For our previous member meeting in October and our upcoming meeting in December, we’ve been using Marshall Ganz’s “Story of Self” framework for developing a public narrative. So what exactly is a public narrative and why are we focusing on them at Thread?
The Story of Self framework fits into a Ganz’s larger theory about community organizing and collective impact movements. In a speech to the Collective Impact Forum’s spring convening in May 2017, Ganz outlined his theory behind why community organizing (read: community empowerment) is so crucial to the work of collective impact.
In short, Ganz argues there are five elements of community organizing needed for collective impact efforts to achieve the change they seek: (1) relationships, (2) public narrative, (3) strategy, (4) structure, and (5) action. Absent any of these elements, Ganz claims, collective impact movements will struggle to achieve they systematic changes they advocate for. So, how do these elements work together to drive change?
We build relationships with shared values, trust, and a commitment to working together to solve wicked problems. We do this with an acknowledgment that we can’t achieve systems change in isolation from one another and that, from time to time, we must call one another into service in support of our various missions and goals.
We call one another into service using our individual public narratives. Sharing our public narratives harnesses our emotional resources to activate courage in others and to inspire them to identify shared values and purpose. Sharing our personal stories of tragedy and triumph helps others relate with our own lived experiences and motivates them to join you in your work.
When we’ve brought our peers and supporters on board, we then develop our strategy. Strategy implicitly (sometimes explicitly) requires a discussion of power and the imbalance of power in the world. We strategize with our supporters and peers to understand our community’s inherent strengths and power in order to understand how to best enhance that power to the community’s benefit. Ganz cites the example of the Montgomery bus boycott.
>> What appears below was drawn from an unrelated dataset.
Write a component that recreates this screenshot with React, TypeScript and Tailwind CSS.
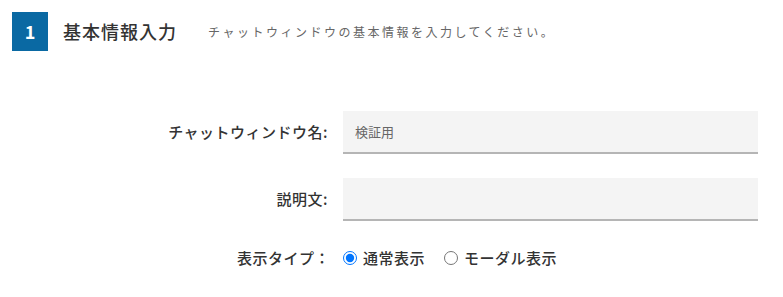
import { useState } from 'react'

const font = "font-['Noto_Sans_CJK_JP','Noto_Sans',sans-serif]"

function FieldRow({ label, children }: { label: string; children: React.ReactNode }) {
  return (
    <div className="flex items-center">
      <label className="w-[328px] shrink-0 text-right text-[15px] font-medium tracking-[0.5px] text-[#333]">{label}</label>
      <div className="ml-[15px] flex-1">{children}</div>
    </div>
  )
}

export default function App() {
  const [name, setName] = useState('検証用')
  const [desc, setDesc] = useState('')
  const [type, setType] = useState<'normal' | 'modal'>('normal')

  return (
    <div className={`w-[783px] h-[297px] bg-white ${font}`}>
      <div className="flex items-center pl-3 pt-3">
        <div className="flex h-[39px] w-9 items-center justify-center bg-[#0a69a3] text-[18px] font-bold text-white">1</div>
        <h2 className="ml-[15px] text-[18px] font-medium tracking-[1px] text-[#333]">基本情報入力</h2>
        <p className="ml-[31px] text-[12px] tracking-[2.5px] text-[#666]">チャットウィンドウの基本情報を入力してください。</p>
      </div>

      <div className="mt-[60px] mr-[25px] flex flex-col gap-6">
        <FieldRow label="チャットウィンドウ名:">
          <input
            value={name}
            onChange={(e) => setName(e.target.value)}
            className="h-[43px] w-full border-b-2 border-[#b5b5b5] bg-[#f4f4f4] px-3 text-[13px] text-[#666] outline-none"
          />
        </FieldRow>
        <FieldRow label="説明文:">
          <input
            value={desc}
            onChange={(e) => setDesc(e.target.value)}
            className="h-[43px] w-full border-b-2 border-[#b5b5b5] bg-[#f4f4f4] px-3 text-[13px] text-[#666] outline-none"
          />
        </FieldRow>
        <div className="mt-[2px] flex items-center">
          <span className="w-[330px] shrink-0 text-right text-[15px] font-medium tracking-[0.5px] text-[#333]">表示タイプ：</span>
          <label className="ml-[13px] flex items-center gap-[6px] text-[15px] font-medium tracking-[0.5px] text-[#333]">
            <input type="radio" name="type" checked={type === 'normal'} onChange={() => setType('normal')} className="m-0 h-[14px] w-[14px]" />
            通常表示
          </label>
          <label className="ml-[19px] flex items-center gap-[6px] text-[15px] font-medium tracking-[0.5px] text-[#333]">
            <input type="radio" name="type" checked={type === 'modal'} onChange={() => setType('modal')} className="m-0 h-[14px] w-[14px]" />
            モーダル表示
          </label>
        </div>
      </div>
    </div>
  )
}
African Americans used the collective power of their feet/walking as a power over the bus company to force them to change their policies. Identifying this shared power, and harnessing that power collectively is integral to systems change.
When we’ve created a strategy to enhance community power we then have to create structure within which that power is harnessed. Histories of lived experience prove that collective impact and systems change efforts cannot be accomplished through the leadership of one person alone – rather, a distributed leadership model that calls on the strengths and talents of many people empowers collective impact to soldier on in the face of intense resistance that every change process inevitably faces.
Finally, the change process requires action. Ganz cautions that while strategizing and building structure are necessary we must act sooner than later. Years of strategizing and coalition building might be necessary, but they should not impede action; therefore, we must act as soon as we are able, and learn as we go. We must learn from our successes, but just as importantly we must learn from our failures. All actions provide opportunities for learning, whether successful or not. Assessing and learning from our actions necessarily leads to better outcomes and ultimately to systems change.
These elements, when combined to serve our collective impact movements, empower our communities to harness their inherent talents to overcome systematic oppression and build equity. Thread has chosen to utilize Ganz’s framework as a way to: (1) build stronger relationships between community partnerships, (2) to write our individual and collective public narratives, (3) and (4) to identify strategies and structures that empower our communities, and (5) to decide on collective action that creates a stronger, more equitable, and just St Louis.